▶ **Dataset extract**:
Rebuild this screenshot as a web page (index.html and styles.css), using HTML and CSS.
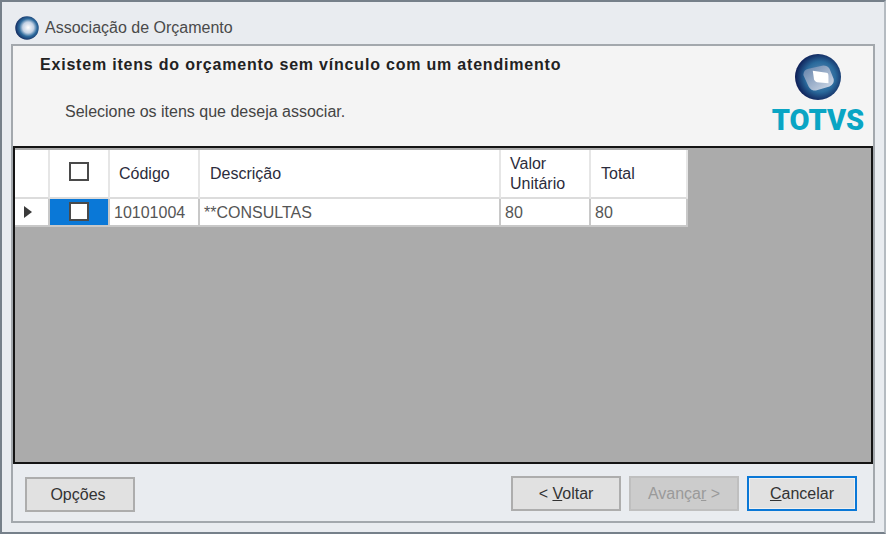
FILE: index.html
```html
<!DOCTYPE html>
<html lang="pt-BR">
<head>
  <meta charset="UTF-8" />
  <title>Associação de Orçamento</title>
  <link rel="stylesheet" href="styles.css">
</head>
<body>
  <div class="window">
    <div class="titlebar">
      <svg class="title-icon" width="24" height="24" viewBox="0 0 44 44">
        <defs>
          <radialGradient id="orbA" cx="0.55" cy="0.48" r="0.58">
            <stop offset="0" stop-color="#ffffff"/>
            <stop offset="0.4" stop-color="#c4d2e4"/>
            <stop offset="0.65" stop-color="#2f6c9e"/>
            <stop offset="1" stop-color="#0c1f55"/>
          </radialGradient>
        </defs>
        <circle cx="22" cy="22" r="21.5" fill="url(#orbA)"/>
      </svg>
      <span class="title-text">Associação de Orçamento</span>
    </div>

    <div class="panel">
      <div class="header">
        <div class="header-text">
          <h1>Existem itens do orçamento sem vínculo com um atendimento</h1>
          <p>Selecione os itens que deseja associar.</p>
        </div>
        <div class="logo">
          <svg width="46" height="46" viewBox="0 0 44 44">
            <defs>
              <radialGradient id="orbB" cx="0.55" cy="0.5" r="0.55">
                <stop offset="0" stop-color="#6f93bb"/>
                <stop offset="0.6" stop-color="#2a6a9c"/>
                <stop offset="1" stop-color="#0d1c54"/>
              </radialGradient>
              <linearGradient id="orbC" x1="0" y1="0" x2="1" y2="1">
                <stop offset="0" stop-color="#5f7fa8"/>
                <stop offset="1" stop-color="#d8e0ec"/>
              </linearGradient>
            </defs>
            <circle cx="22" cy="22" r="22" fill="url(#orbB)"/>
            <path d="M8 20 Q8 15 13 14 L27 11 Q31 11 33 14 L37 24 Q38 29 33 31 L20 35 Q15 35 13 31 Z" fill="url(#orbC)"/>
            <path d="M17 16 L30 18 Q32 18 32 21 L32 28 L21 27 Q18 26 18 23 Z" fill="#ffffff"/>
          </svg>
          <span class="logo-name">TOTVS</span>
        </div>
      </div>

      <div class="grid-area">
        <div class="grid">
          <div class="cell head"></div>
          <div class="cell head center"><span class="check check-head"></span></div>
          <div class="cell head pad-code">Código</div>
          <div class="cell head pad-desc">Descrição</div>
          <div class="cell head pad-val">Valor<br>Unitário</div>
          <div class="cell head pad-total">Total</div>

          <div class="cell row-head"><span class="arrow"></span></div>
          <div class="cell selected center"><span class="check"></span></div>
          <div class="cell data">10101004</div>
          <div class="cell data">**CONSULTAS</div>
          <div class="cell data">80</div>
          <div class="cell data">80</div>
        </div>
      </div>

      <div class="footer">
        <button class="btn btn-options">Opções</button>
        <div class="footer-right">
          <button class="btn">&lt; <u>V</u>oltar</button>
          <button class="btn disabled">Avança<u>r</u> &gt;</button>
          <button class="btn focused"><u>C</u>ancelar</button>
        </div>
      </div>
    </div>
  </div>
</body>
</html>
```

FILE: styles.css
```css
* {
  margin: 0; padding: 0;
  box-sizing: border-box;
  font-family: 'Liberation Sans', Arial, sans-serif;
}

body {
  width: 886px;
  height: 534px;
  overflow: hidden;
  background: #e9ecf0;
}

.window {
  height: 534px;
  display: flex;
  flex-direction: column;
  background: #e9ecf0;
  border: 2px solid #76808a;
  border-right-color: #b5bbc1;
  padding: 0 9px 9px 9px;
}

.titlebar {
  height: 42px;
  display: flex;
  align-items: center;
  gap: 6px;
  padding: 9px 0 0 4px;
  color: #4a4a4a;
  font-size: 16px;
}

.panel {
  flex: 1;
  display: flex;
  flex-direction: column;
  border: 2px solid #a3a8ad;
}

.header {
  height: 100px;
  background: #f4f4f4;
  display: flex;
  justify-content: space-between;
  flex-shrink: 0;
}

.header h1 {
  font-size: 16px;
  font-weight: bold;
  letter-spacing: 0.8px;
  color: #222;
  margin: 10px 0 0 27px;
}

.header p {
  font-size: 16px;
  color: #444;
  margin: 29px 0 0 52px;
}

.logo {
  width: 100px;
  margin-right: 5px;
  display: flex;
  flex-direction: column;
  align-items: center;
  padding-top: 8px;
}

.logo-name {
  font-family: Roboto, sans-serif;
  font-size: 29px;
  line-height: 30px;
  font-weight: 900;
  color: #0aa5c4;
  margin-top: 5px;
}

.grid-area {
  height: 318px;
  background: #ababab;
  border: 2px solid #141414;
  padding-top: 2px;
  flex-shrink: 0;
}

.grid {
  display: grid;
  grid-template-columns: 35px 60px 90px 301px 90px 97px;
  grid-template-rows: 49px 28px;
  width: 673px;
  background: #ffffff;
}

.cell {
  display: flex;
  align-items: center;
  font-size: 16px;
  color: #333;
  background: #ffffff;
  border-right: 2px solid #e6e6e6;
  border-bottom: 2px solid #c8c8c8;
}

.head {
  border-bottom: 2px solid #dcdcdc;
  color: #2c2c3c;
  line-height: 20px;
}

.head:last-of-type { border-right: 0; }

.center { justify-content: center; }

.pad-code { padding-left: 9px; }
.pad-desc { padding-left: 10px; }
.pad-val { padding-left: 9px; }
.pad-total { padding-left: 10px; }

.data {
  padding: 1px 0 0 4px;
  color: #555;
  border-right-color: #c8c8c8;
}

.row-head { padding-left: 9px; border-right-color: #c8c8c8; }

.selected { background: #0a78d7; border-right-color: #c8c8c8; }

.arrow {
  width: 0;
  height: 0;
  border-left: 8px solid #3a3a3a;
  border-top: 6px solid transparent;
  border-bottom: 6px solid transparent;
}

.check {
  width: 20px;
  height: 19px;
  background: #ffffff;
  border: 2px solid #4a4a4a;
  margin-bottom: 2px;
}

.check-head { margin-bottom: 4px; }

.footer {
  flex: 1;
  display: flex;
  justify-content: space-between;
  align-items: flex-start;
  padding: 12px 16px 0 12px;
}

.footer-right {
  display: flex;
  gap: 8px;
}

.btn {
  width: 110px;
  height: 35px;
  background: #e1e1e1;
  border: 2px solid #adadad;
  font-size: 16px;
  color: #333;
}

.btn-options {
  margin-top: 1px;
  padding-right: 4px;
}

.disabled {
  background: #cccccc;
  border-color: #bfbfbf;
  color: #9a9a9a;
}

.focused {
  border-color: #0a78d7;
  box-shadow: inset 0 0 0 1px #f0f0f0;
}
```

▶ **Written request**:
Output the data exactly. Pictures don't belong in the result.

▶ **Final result**:
Rebuild this screenshot as a web page (index.html and styles.css), using HTML and CSS.
FILE: index.html
```html
<!DOCTYPE html>
<html lang="pt-BR">
<head>
  <meta charset="UTF-8" />
  <title>Associação de Orçamento</title>
  <link rel="stylesheet" href="styles.css">
</head>
<body>
  <div class="window">
    <div class="titlebar">
      <svg class="title-icon" width="24" height="24" viewBox="0 0 44 44">
        <defs>
          <radialGradient id="orbA" cx="0.55" cy="0.48" r="0.58">
            <stop offset="0" stop-color="#ffffff"/>
            <stop offset="0.4" stop-color="#c4d2e4"/>
            <stop offset="0.65" stop-color="#2f6c9e"/>
            <stop offset="1" stop-color="#0c1f55"/>
          </radialGradient>
        </defs>
        <circle cx="22" cy="22" r="21.5" fill="url(#orbA)"/>
      </svg>
      <span class="title-text">Associação de Orçamento</span>
    </div>

    <div class="panel">
      <div class="header">
        <div class="header-text">
          <h1>Existem itens do orçamento sem vínculo com um atendimento</h1>
          <p>Selecione os itens que deseja associar.</p>
        </div>
        <div class="logo">
          <svg width="46" height="46" viewBox="0 0 44 44">
            <defs>
              <radialGradient id="orbB" cx="0.55" cy="0.5" r="0.55">
                <stop offset="0" stop-color="#6f93bb"/>
                <stop offset="0.6" stop-color="#2a6a9c"/>
                <stop offset="1" stop-color="#0d1c54"/>
              </radialGradient>
              <linearGradient id="orbC" x1="0" y1="0" x2="1" y2="1">
                <stop offset="0" stop-color="#5f7fa8"/>
                <stop offset="1" stop-color="#d8e0ec"/>
              </linearGradient>
            </defs>
            <circle cx="22" cy="22" r="22" fill="url(#orbB)"/>
            <path d="M8 20 Q8 15 13 14 L27 11 Q31 11 33 14 L37 24 Q38 29 33 31 L20 35 Q15 35 13 31 Z" fill="url(#orbC)"/>
            <path d="M17 16 L30 18 Q32 18 32 21 L32 28 L21 27 Q18 26 18 23 Z" fill="#ffffff"/>
          </svg>
          <span class="logo-name">TOTVS</span>
        </div>
      </div>

      <div class="grid-area">
        <div class="grid">
          <div class="cell head"></div>
          <div class="cell head center"><span class="check check-head"></span></div>
          <div class="cell head pad-code">Código</div>
          <div class="cell head pad-desc">Descrição</div>
          <div class="cell head pad-val">Valor<br>Unitário</div>
          <div class="cell head pad-total">Total</div>

          <div class="cell row-head"><span class="arrow"></span></div>
          <div class="cell selected center"><span class="check"></span></div>
          <div class="cell data">10101004</div>
          <div class="cell data">**CONSULTAS</div>
          <div class="cell data">80</div>
          <div class="cell data">80</div>
        </div>
      </div>

      <div class="footer">
        <button class="btn btn-options">Opções</button>
        <div class="footer-right">
          <button class="btn">&lt; <u>V</u>oltar</button>
          <button class="btn disabled">Avança<u>r</u> &gt;</button>
          <button class="btn focused"><u>C</u>ancelar</button>
        </div>
      </div>
    </div>
  </div>
</body>
</html>
```

FILE: styles.css
```css
* {
  margin: 0; padding: 0;
  box-sizing: border-box;
  font-family: 'Liberation Sans', Arial, sans-serif;
}

body {
  width: 886px;
  height: 534px;
  overflow: hidden;
  background: #e9ecf0;
}

.window {
  height: 534px;
  display: flex;
  flex-direction: column;
  background: #e9ecf0;
  border: 2px solid #76808a;
  border-right-color: #b5bbc1;
  padding: 0 9px 9px 9px;
}

.titlebar {
  height: 42px;
  display: flex;
  align-items: center;
  gap: 6px;
  padding: 9px 0 0 4px;
  color: #4a4a4a;
  font-size: 16px;
}

.panel {
  flex: 1;
  display: flex;
  flex-direction: column;
  border: 2px solid #a3a8ad;
}

.header {
  height: 100px;
  background: #f4f4f4;
  display: flex;
  justify-content: space-between;
  flex-shrink: 0;
}

.header h1 {
  font-size: 16px;
  font-weight: bold;
  letter-spacing: 0.8px;
  color: #222;
  margin: 10px 0 0 27px;
}

.header p {
  font-size: 16px;
  color: #444;
  margin: 29px 0 0 52px;
}

.logo {
  width: 100px;
  margin-right: 5px;
  display: flex;
  flex-direction: column;
  align-items: center;
  padding-top: 8px;
}

.logo-name {
  font-family: Roboto, sans-serif;
  font-size: 29px;
  line-height: 30px;
  font-weight: 900;
  color: #0aa5c4;
  margin-top: 5px;
}

.grid-area {
  height: 318px;
  background: #ababab;
  border: 2px solid #141414;
  padding-top: 2px;
  flex-shrink: 0;
}

.grid {
  display: grid;
  grid-template-columns: 35px 60px 90px 301px 90px 97px;
  grid-template-rows: 49px 28px;
  width: 673px;
  background: #ffffff;
}

.cell {
  display: flex;
  align-items: center;
  font-size: 16px;
  color: #333;
  background: #ffffff;
  border-right: 2px solid #e6e6e6;
  border-bottom: 2px solid #c8c8c8;
}

.head {
  border-bottom: 2px solid #dcdcdc;
  color: #2c2c3c;
  line-height: 20px;
}

.head:last-of-type { border-right: 0; }

.center { justify-content: center; }

.pad-code { padding-left: 9px; }
.pad-desc { padding-left: 10px; }
.pad-val { padding-left: 9px; }
.pad-total { padding-left: 10px; }

.data {
  padding: 1px 0 0 4px;
  color: #555;
  border-right-color: #c8c8c8;
}

.row-head { padding-left: 9px; border-right-color: #c8c8c8; }

.selected { background: #0a78d7; border-right-color: #c8c8c8; }

.arrow {
  width: 0;
  height: 0;
  border-left: 8px solid #3a3a3a;
  border-top: 6px solid transparent;
  border-bottom: 6px solid transparent;
}

.check {
  width: 20px;
  height: 19px;
  background: #ffffff;
  border: 2px solid #4a4a4a;
  margin-bottom: 2px;
}

.check-head { margin-bottom: 4px; }

.footer {
  flex: 1;
  display: flex;
  justify-content: space-between;
  align-items: flex-start;
  padding: 12px 16px 0 12px;
}

.footer-right {
  display: flex;
  gap: 8px;
}

.btn {
  width: 110px;
  height: 35px;
  background: #e1e1e1;
  border: 2px solid #adadad;
  font-size: 16px;
  color: #333;
}

.btn-options {
  margin-top: 1px;
  padding-right: 4px;
}

.disabled {
  background: #cccccc;
  border-color: #bfbfbf;
  color: #9a9a9a;
}

.focused {
  border-color: #0a78d7;
  box-shadow: inset 0 0 0 1px #f0f0f0;
}
```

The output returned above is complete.